BEIJING -A murder and corruption scandal that has rocked China’s Communist Party unraveled when a prominent police chief fell in love with a top official’s wife who had killed a British businessman.
The police chief then got slapped by the husband and ran to a U.S. consulate for protection, triggering the scandal.
This is not the plot for an episode of “One Life to Live.” Instead it is straight from the transcript of the corruption trial for disgraced Chinese politician Bo Xilai
Bo is on trial for allegedly embezzling and accepting bribes totaling $4.3 million and abusing his power in office while leader of the Chongqing megacity and a member of the powerful Politburo. Bo’s wife, Gu Kailai, has already been convicted of murdering British businessman Neil Heywood and was given a suspended death sentence last year.
In his final day in court, Bo told the judiciary, according to transcripts released today, that his former police chief and right hand man Wang Lijun was secretly in love with his wife and initially helped her efforts to cover up Heywood’s murder.

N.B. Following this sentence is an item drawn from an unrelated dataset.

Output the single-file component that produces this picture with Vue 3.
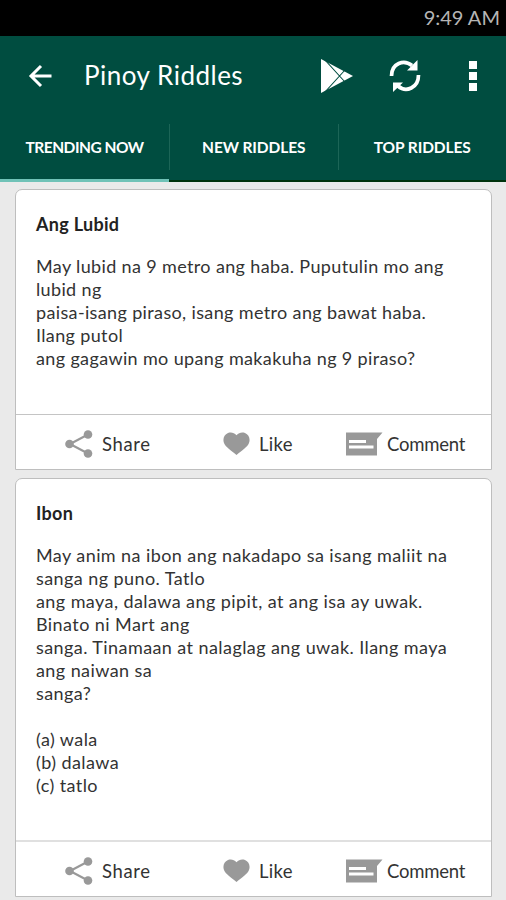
<template>
  <div class="screen">
    <div class="status-bar">9:49 AM</div>
    <header>
      <div class="toolbar">
        <svg class="back" width="24" height="24" viewBox="0 0 24 24">
          <path d="M13 2 L3 12 L13 22 M3 12 H23.500" fill="none" stroke="#fff" stroke-width="3" />
        </svg>
        <h1>Pinoy Riddles</h1>
        <svg class="play" width="34" height="34" viewBox="0 0 34 34">
          <path d="M1 0 L33 17 L1 34 Z" fill="#fff" />
          <path d="M4 0 L25 23 M4 34 L25 11" fill="none" stroke="#004d40" stroke-width="1.100" />
        </svg>
        <svg class="refresh" width="32" height="34" viewBox="0 0 32 34">
          <path d="M2.500 17 C2.500 4 15 0 23 6.500 M29.500 16 C29.500 29 17 34 9 27" fill="none" stroke="#fff" stroke-width="3.700" />
          <path d="M28.500 1 V11.500 H18 Z M4 33 V23.500 H14 Z" fill="#fff" />
        </svg>
        <svg class="more" width="8" height="30" viewBox="0 0 8 30">
          <path d="M0 0 H8 V8 H0 Z M0 11 H8 V19 H0 Z M0 22 H8 V30 H0 Z" fill="#fff" />
        </svg>
      </div>
      <nav class="tabs">
        <button
          v-for="tab in tabs"
          :key="tab"
          :class="{ active: tab === activeTab }"
          @click="activeTab = tab"
        >
          <span>{{ tab }}</span>
        </button>
      </nav>
    </header>
    <main>
      <article v-for="riddle in riddles" :key="riddle.id" class="card">
        <div class="card-body">
          <h2>{{ riddle.title }}</h2>
          <p>{{ riddle.text }}</p>
        </div>
        <div class="actions">
          <button class="share">
            <svg width="28" height="28" viewBox="0 0 28 28">
              <path d="M23 4.500 L5 14 L23 23.500" fill="none" stroke="#999" stroke-width="2.200" />
              <circle cx="23" cy="4.500" r="4.300" />
              <circle cx="4.500" cy="14" r="4.300" />
              <circle cx="23" cy="23.500" r="4.300" />
            </svg>
            <span>Share</span>
          </button>
          <button class="like" @click="riddle.liked = !riddle.liked">
            <svg width="27" height="24" viewBox="0 0 27 24">
              <path d="M13.500 3.200 C16 0.500 19 0 22 1 C26 2.500 27.500 7 26 11 C24.500 15 19 18.500 13.500 23 C8 18.500 2.500 15 1 11 C-0.500 7 1 2.500 5 1 C8 0 11 0.500 13.500 3.200 Z" />
            </svg>
            <span>Like</span>
          </button>
          <button class="comment">
            <svg width="37" height="24" viewBox="0 0 37 24">
              <path d="M0 0.500 H36.500 L31 7 V23.500 H0 Z" />
              <path d="M3 8 H20 V11 H3 Z M3 13.500 H27.500 V16.500 H3 Z" fill="#fff" />
            </svg>
            <span>Comment</span>
          </button>
        </div>
      </article>
    </main>
  </div>
</template>

<script setup>
import { ref } from "vue";

const tabs = ["TRENDING NOW", "NEW RIDDLES", "TOP RIDDLES"];
const activeTab = ref("TRENDING NOW");

const riddles = ref([
  {
    id: 1,
    title: "Ang Lubid",
    text: `May lubid na 9 metro ang haba. Puputulin mo ang
lubid ng
paisa-isang piraso, isang metro ang bawat haba.
Ilang putol
ang gagawin mo upang makakuha ng 9 piraso?`,
    liked: false,
  },
  {
    id: 2,
    title: "Ibon",
    text: `May anim na ibon ang nakadapo sa isang maliit na
sanga ng puno. Tatlo
ang maya, dalawa ang pipit, at ang isa ay uwak.
Binato ni Mart ang
sanga. Tinamaan at nalaglag ang uwak. Ilang maya
ang naiwan sa
sanga?

(a) wala
(b) dalawa
(c) tatlo`,
    liked: false,
  },
]);
</script>

<style>
body {
  background: #eaeaea;
}
</style>

<style scoped>
.screen {
  height: 900px;
  overflow: hidden;
  background: #eaeaea;
  font-family: "Choco cooky", Lato, sans-serif;
}

button {
  padding: 0;
  border: none;
  background: transparent;
  font-family: inherit;
  cursor: pointer;
}

.status-bar {
  height: 36px;
  line-height: 35px;
  padding-right: 6px;
  background: #000;
  color: #b5b5b5;
  font-size: 20px;
  text-align: right;
}

header {
  height: 146px;
  background: #004d40;
}

.toolbar {
  display: flex;
  align-items: center;
  height: 79px;
  padding: 0 29px 0 28px;
}

h1 {
  flex: 1;
  margin: 0 0 2px 32px;
  color: #fff;
  font-size: 26px;
  font-weight: 400;
  letter-spacing: 0.5px;
}

.refresh {
  margin: 0 48px 0 35px;
}

.tabs {
  display: flex;
  height: 67px;
}

.tabs button {
  flex: 1;
  padding: 9px 0 10px;
  border-bottom: 2px solid #00330d;
  color: #fff;
  font-size: 15.500px;
  font-weight: 700;
  letter-spacing: -0.1px;
  white-space: nowrap;
}

.tabs button.active {
  flex: 0 0 169px;
  padding-bottom: 9px;
  border-bottom: 3px solid #70c2b7;
  letter-spacing: -0.5px;
}

.tabs span {
  display: block;
  height: 46px;
  line-height: 46px;
}

.tabs button + button span {
  border-left: 1px solid #1c6557;
}

main {
  padding: 7px 14px 0 15px;
}

.card {
  margin-bottom: 8px;
  border: 1px solid #bebebe;
  border-radius: 7px 7px 0 0;
  background: #fff;
}

.card-body {
  padding: 22px 20px 44px;
}

h2 {
  margin: 0 0 19px;
  color: #222;
  font-size: 18px;
  font-weight: 700;
  line-height: 24px;
  letter-spacing: 0.3px;
}

p {
  margin: 0;
  color: #333;
  font-size: 18px;
  line-height: 23px;
  letter-spacing: 0.36px;
  white-space: pre;
}

.card + .card p {
  letter-spacing: 0.42px;
}

.card + .card .card-body {
  padding-bottom: 43px;
}

.actions {
  display: flex;
  height: 54px;
  padding-left: 49px;
  border-top: 1px solid #c4c4c4;
  align-items: center;
}

.card + .card .actions {
  border-top: 2px solid #e0e0e0;
}

.actions button {
  display: flex;
  align-items: center;
  gap: 9px;
  padding-top: 4px;
  color: #333;
  font-size: 18.500px;
}

.actions svg {
  fill: #999;
}

.actions .share {
  width: 158px;
  letter-spacing: 0.6px;
}

.actions .like {
  width: 123px;
  letter-spacing: 0.3px;
}

.actions .comment {
  gap: 4px;
  letter-spacing: -0.2px;
}
</style>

In the highest profile courtroom drama China has seen in over a generation, the court transcripts read like a soap opera that almost threatened the Chinese Communist Party’s once-in-a-decade transition of power last year.
In his closing statement Bo described the relationship between Wang and Gu as being as close and binding, like “glue and paint.”
“I was very upset about it,” said Bo, according to transcripts released by the Jinan Intermediate People’s Court.
According to the transcripts , Wang told Bo about his wife’s involvement in Heywood’s murder. Bo then confronted Gu about the killing, but she convinced Bo of her innocence. Believing his wife, Bo stormed into Wang’s office the next day on Jan. 29, 2012 and walloped his police chief on the side of his head.
Wang told the court on Saturday that Bo punched him so hard that he “found the edge of [his] mouth bleeding and liquid dripping out of [his] ear.”
It was shortly after being slapped that Wang sought refuge in the American consulate in the southwestern city of Chengdu, triggering the unraveling of the murder scheme and Bo’s political career.
But Bo told the court that the real reason Wang fled to the U.S. consulate was because he found out about Wang’s feelings for his wife.
In the transcripts, Bo described the moment he walked into the room just when Wang was confessing his feelings for Gu.
“[Wang] was consumed with these feelings and couldn’t control himself. He had also confessed to Gu Kailai, he said so in his letter to Gu Kailai,” Bo told the court.
“[Wang] slapped himself eight times, and Gu Kailai told him he was a little abnormal. Wang replied that he had been abnormal before, but was normal now… He invaded my family, invaded my basic emotions. This is the real reason he defected. Wang Lijun wants to muddy up the water.”
Bo remained defiant throughout his five days in court despite the possibility he already knows his verdict. Chinese courts have a 99 percent conviction rate and rarely go to trial unless the prosecution is guaranteed a win.
The prosecutors have alleged that Bo took more than 20 million yuan ($3.27 million) in bribes from two businessmen, embezzled another 5 million yuan ($ 820,000) from a government building project, and abused his power in trying to cover up his wife’s involvement in the Heywood murder.
“Over the past few days of the trial, the accused Bo Xilai has not only flatly denied a vast amount of conclusive evidence and facts of his crimes. He has also repudiated his pre-trial written testimony and materials,” an unnamed prosecutor told the court in the transcripts of the closing arguments Monday.
“We take this opportunity to remind Bo Xilai the facts of the crimes are objective, and can’t be shifted around on your whim.”
The prosecution urged a “severe” sentence with no leniency.
In an unexpected and unprecedented level of apparent transparency, the Jinan Intermediate People’s Court, with the obviously blessing of the Communist Party, has allowed transcripts of the hearing to be tweeted out onto Chinese social media. However, according to reports by the New York Times and Hong Kong’s South China Morning Post, which both spoke with sources who claimed direct knowledge of proceedings inside the courtroom, the public transcripts were censored of testimony that humanized Bo or cast the Communist Party in a bad light.
The party has had to tread a fine line.
Bo was a political superstar at one point, known for his overt politicking in a climate where it was generally frowned upon by his peers. He led a populist Maoist revival and a massive anticorruption campaign during his time as party boss of the Chinese megacity of Chongqing and still has many allies and supporters.
The public transcript gave the semblance that Bo had a chance to defend himself in court.
Though it was his anti-corruption campaign in Chongqing that first gave Bo his national and international spotlight, Bo’s political record was not put on trial nor did it ever show up in the transcripts. Ironically, Bo is now being put away by the newly-installed Chinese leadership’s own anti-corruption drive, done in by the personal drama of his closest confidantes and family members.
According to the court, the verdict in expected at later date, yet to be decided.